Sen. Thad Cochran, who is recovering from a procedure to remove a skin lesion from his nose, is available to vote today on any big bills that might come up, his staff said Thursday.
The 80-year-old senator’s health has been a concern of many Washington politicos this year as Republicans have needed yea votes on key legislation.
Cochran had a non-melanoma lesion removed from his nose on Monday afternoon, said Brad White, Cochran’s chief of staff. The outpatient procedure was more extensive than doctors believed, and Cochran’s face became bruised and swollen beginning Monday night.
Deciding it was best to rest and recover this week, White said, Cochran missed six votes this week on federal judicial nominations. White then said Cochran would be ready to vote on the Senate tax bill, which is expected to be taken up early next week.
“Sen. Cochran would be immediately available to vote if anything were to come up,” White said. “We just thought it was better for him to rest up and recover this week while some nominations that would’ve passed anyways were considered.”
Republican leaders are banking on Cochran’s yea vote on the tax bill, which moved out of conference committee earlier this week.
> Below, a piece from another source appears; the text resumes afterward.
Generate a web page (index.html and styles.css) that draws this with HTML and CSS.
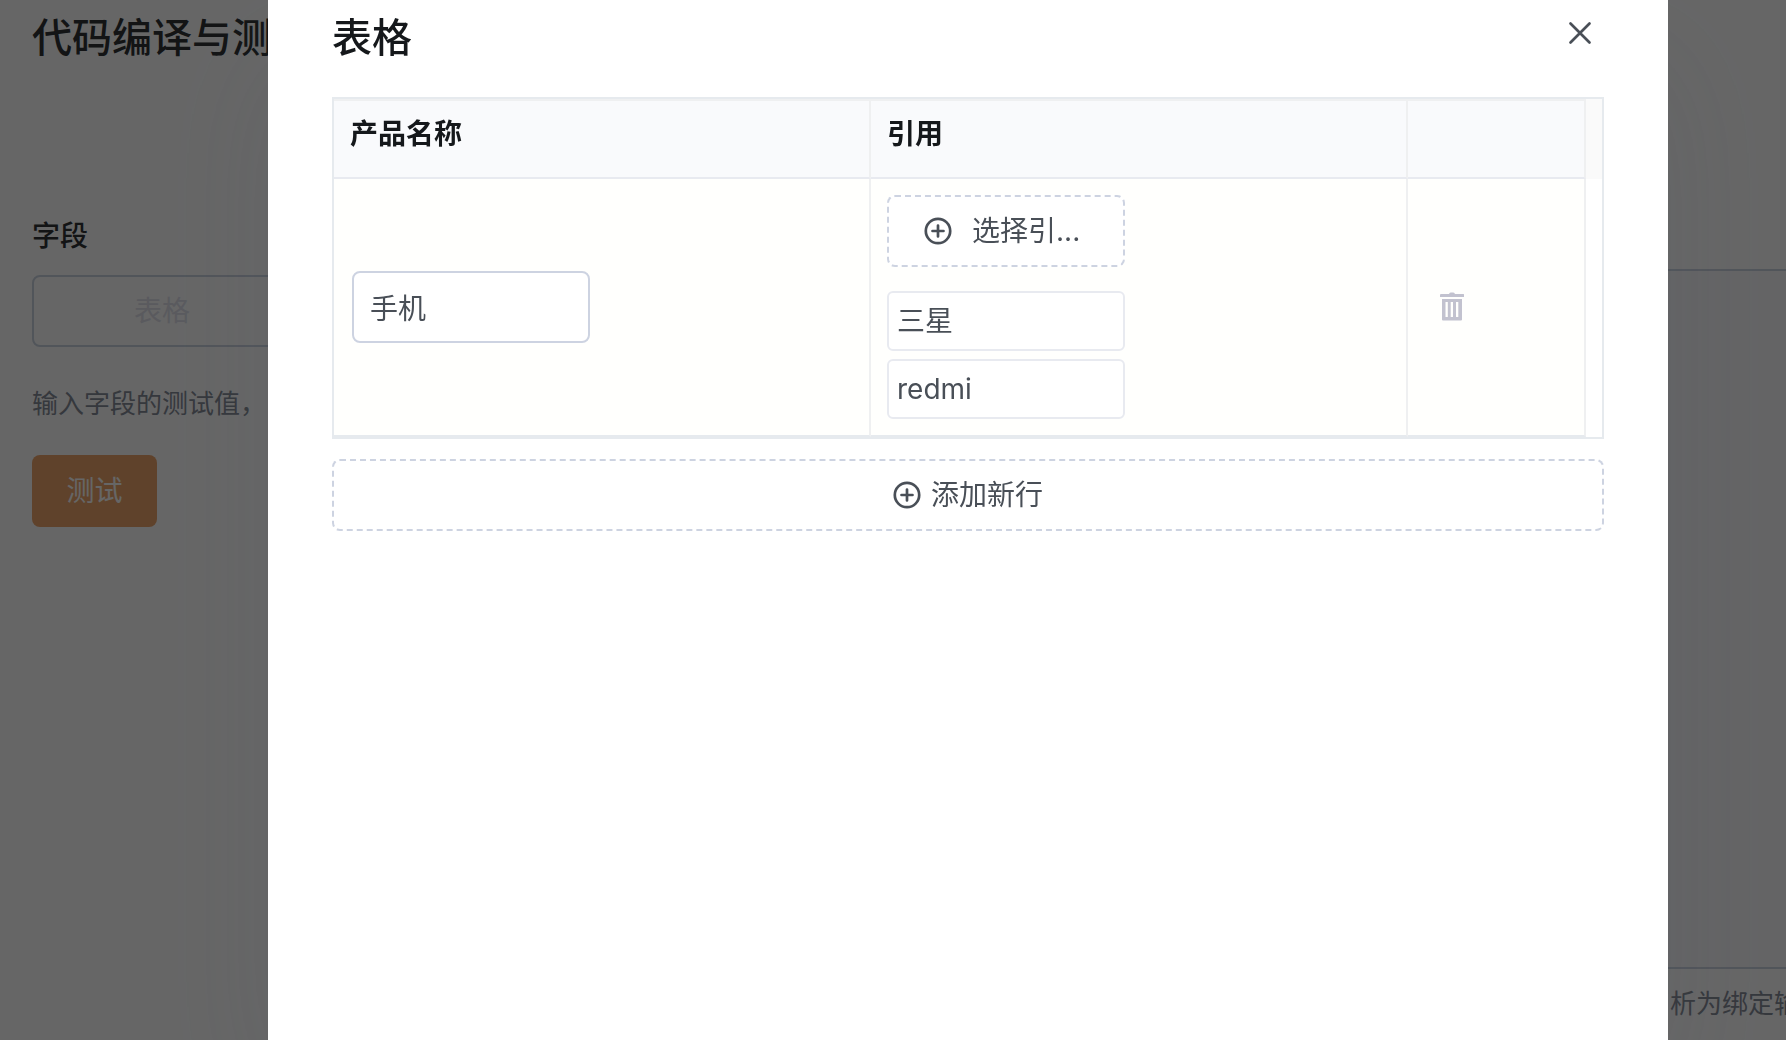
FILE: index.html
```
<!DOCTYPE html>
<html lang="zh-CN">
<head>
    <meta charset="UTF-8">
    <meta name="viewport" content="width=device-width, initial-scale=1.0">
    <title>代码编译与测试</title>
    <link rel="stylesheet" href="styles.css">
</head>
<body>
    <div class="page">
        <div class="test-panel">
            <h1>代码编译与测试</h1>
            <h2>字段</h2>
            <button type="button" class="field-btn">表格</button>
            <p class="hint">输入字段的测试值，</p>
            <button type="button" class="test-btn">测试</button>
        </div>
        <div class="code-panel">
            <div class="editor"></div>
            <p class="hint">析为绑定输</p>
        </div>
    </div>

    <div class="overlay">
        <div class="modal" role="dialog" aria-labelledby="modalTitle">
            <div class="modal-header">
                <h2 id="modalTitle">表格</h2>
                <button type="button" class="close-btn" aria-label="关闭">
                    <svg width="24" height="24" viewBox="0 0 24 24" fill="none" stroke="currentColor" stroke-width="2.7" stroke-linecap="round">
                        <path d="M2.5 2.5l19 19M21.5 2.5l-19 19"/>
                    </svg>
                </button>
            </div>

            <div class="table-wrap">
                <table>
                    <colgroup>
                        <col>
                        <col>
                        <col class="col-action">
                        <col class="col-gutter">
                    </colgroup>
                    <thead>
                        <tr>
                            <th>产品名称</th>
                            <th>引用</th>
                            <th></th>
                            <th class="gutter"></th>
                        </tr>
                    </thead>
                    <tbody>
                        <tr>
                            <td>
                                <input type="text" class="name-input" value="手机" aria-label="产品名称">
                            </td>
                            <td>
                                <button type="button" class="dashed-btn select-btn">
                                    <svg class="icon-plus" viewBox="0 0 28 28" fill="none" stroke="currentColor" stroke-width="2.7" stroke-linecap="round">
                                        <circle cx="14" cy="14" r="12.2"/>
                                        <path d="M14 8.5v11M8.5 14h11"/>
                                    </svg>
                                    <span>选择引...</span>
                                </button>
                                <ul class="ref-list">
                                    <li>三星</li>
                                    <li>redmi</li>
                                </ul>
                            </td>
                            <td class="action">
                                <button type="button" class="delete-btn" aria-label="删除">
                                    <svg width="24" height="30" viewBox="0 0 24 30" fill="currentColor">
                                        <path d="M9 2Q9.700 0.600 11 0.600h2Q14.300 0.600 15 2h8.300a1 1 0 0 1 1 1v2H0V3a1 1 0 0 1 1-1z"/>
                                        <path fill-rule="evenodd" d="M2 7h20v20.500a1 1 0 0 1-1 1H3a1 1 0 0 1-1-1zM5.500 10v15h2.300V10zM10.700 10v15h2.300V10zM16 10v15h2.300V10z"/>
                                    </svg>
                                </button>
                            </td>
                            <td class="gutter"></td>
                        </tr>
                    </tbody>
                </table>
            </div>

            <button type="button" class="dashed-btn add-btn">
                <svg class="icon-plus" viewBox="0 0 28 28" fill="none" stroke="currentColor" stroke-width="2.7" stroke-linecap="round">
                    <circle cx="14" cy="14" r="12.2"/>
                    <path d="M14 8.5v11M8.5 14h11"/>
                </svg>
                <span>添加新行</span>
            </button>
        </div>
    </div>
</body>
</html>
```

FILE: styles.css
```
* {
    box-sizing: border-box;
}

body {
    margin: 0;
    overflow: hidden;
    font-family: Inter, "Noto Sans CJK SC", sans-serif;
    font-size: 28px;
    line-height: 32px;
    color: #494f57;
    background-color: #ffffff;
}

h1, h2, p, ul {
    margin: 0;
    padding: 0;
}

button, input {
    margin: 0;
    font: inherit;
    color: inherit;
}

button {
    display: flex;
    align-items: center;
    justify-content: center;
    cursor: pointer;
}

/* page behind the dialog */
.page {
    display: grid;
    grid-template-columns: 1fr 118px;
    min-height: 100vh;
}

.test-panel {
    display: flex;
    flex-direction: column;
    align-items: flex-start;
    padding: 14px 32px;
}

h1 {
    font-size: 40px;
    font-weight: 500;
    line-height: 48px;
    color: #303336;
}

.test-panel h2 {
    margin-top: 158px;
    font-size: 28px;
    font-weight: 500;
    color: #303336;
}

.field-btn {
    width: 260px;
    height: 72px;
    margin-top: 23px;
    border: 2px solid #cbd4e1;
    border-radius: 8px;
    background: none;
    color: #e0e2ec;
}

.hint {
    font-size: 26px;
    color: #868c98;
    white-space: nowrap;
}

.test-panel .hint {
    margin-top: 41px;
}

.test-btn {
    width: 125px;
    height: 72px;
    margin-top: 35px;
    border: none;
    border-radius: 8px;
    background-color: #eea56b;
    color: #ffffff;
}

.code-panel {
    display: flex;
    flex-direction: column;
    padding-top: 269px;
    overflow: hidden;
}

.editor {
    flex: 1;
    border-top: 2px solid #cbd4e1;
    border-bottom: 2px solid #cbd4e1;
    background-color: #f9fafc;
}

.code-panel .hint {
    padding: 19px 0 20px 2px;
}

/* dialog */
.overlay {
    position: fixed;
    inset: 0;
    display: flex;
    padding: 0 118px 0 268px;
    background-color: rgba(0, 0, 0, 0.6);
}

.modal {
    flex: 1;
    padding: 14px 64px;
    background-color: #ffffff;
    box-shadow: 0 60px 120px rgba(85, 88, 105, 0.12);
}

.modal-header {
    display: flex;
    justify-content: space-between;
    align-items: flex-start;
    margin-bottom: 35px;
}

.modal-header h2 {
    font-size: 40px;
    font-weight: 500;
    line-height: 48px;
    color: #15181b;
}

.close-btn {
    padding: 7px 12px;
    border: none;
    background: none;
}

.table-wrap {
    border: 2px solid #e6eaee;
}

table {
    width: 100%;
    table-layout: fixed;
    border-collapse: separate;
    border-spacing: 0;
}

.col-action {
    width: 178px;
}

.col-gutter {
    width: 16px;
}

th {
    padding: 17px 16px 27px;
    border-top: 2px solid #eff0f1;
    border-right: 2px solid #eff0f1;
    border-bottom: 2px solid #e8eaf0;
    background-color: #f9fafc;
    font-weight: 600;
    text-align: left;
    color: #15181b;
}

td {
    padding: 16px;
    border-right: 2px solid #eff0f1;
    border-bottom: 2px solid #e6eaee;
    background-color: #fffffd;
    vertical-align: middle;
}

th.gutter {
    padding: 0;
    border: none;
    background-color: #fafafa;
}

td.gutter {
    padding: 0;
    border: none;
    background-color: #ffffff;
}

.name-input {
    display: block;
    width: 238px;
    height: 72px;
    margin-left: 2px;
    padding: 0 16px;
    border: 2px solid #cdd3e1;
    border-radius: 8px;
    background-color: #ffffff;
}

.dashed-btn {
    height: 72px;
    border: 2px dashed #cdd3e1;
    border-radius: 8px;
    background-color: #ffffff;
}

.icon-plus {
    width: 28px;
    height: 28px;
}

.select-btn {
    justify-content: flex-start;
    gap: 20px;
    width: 238px;
    padding: 0 35px;
    white-space: nowrap;
}

.ref-list {
    display: flex;
    flex-direction: column;
    gap: 8px;
    margin-top: 24px;
    list-style: none;
}

.ref-list li {
    width: 238px;
    padding: 12px 8px;
    border: 2px solid #e8eaf0;
    border-radius: 6px;
    background-color: #ffffff;
}

td.action {
    padding-left: 32px;
}

.delete-btn {
    padding: 0;
    border: none;
    background: none;
    color: #c2c2cf;
}

.add-btn {
    gap: 10px;
    width: 100%;
    margin-top: 20px;
}
```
Sen. Marco Rubio, R-Florida, said on Thursday he would vote against the bill. If two other Republicans vote against the bill or abstain, as Sen. Bob Corker of Tennessee did when the bill first moved through the Senate, the measure would die, spoiling President Donald Trump’s goal of passing tax reform by Christmas.
Cochran’s absence would likely be a deciding factor in whether the bill passes or dies.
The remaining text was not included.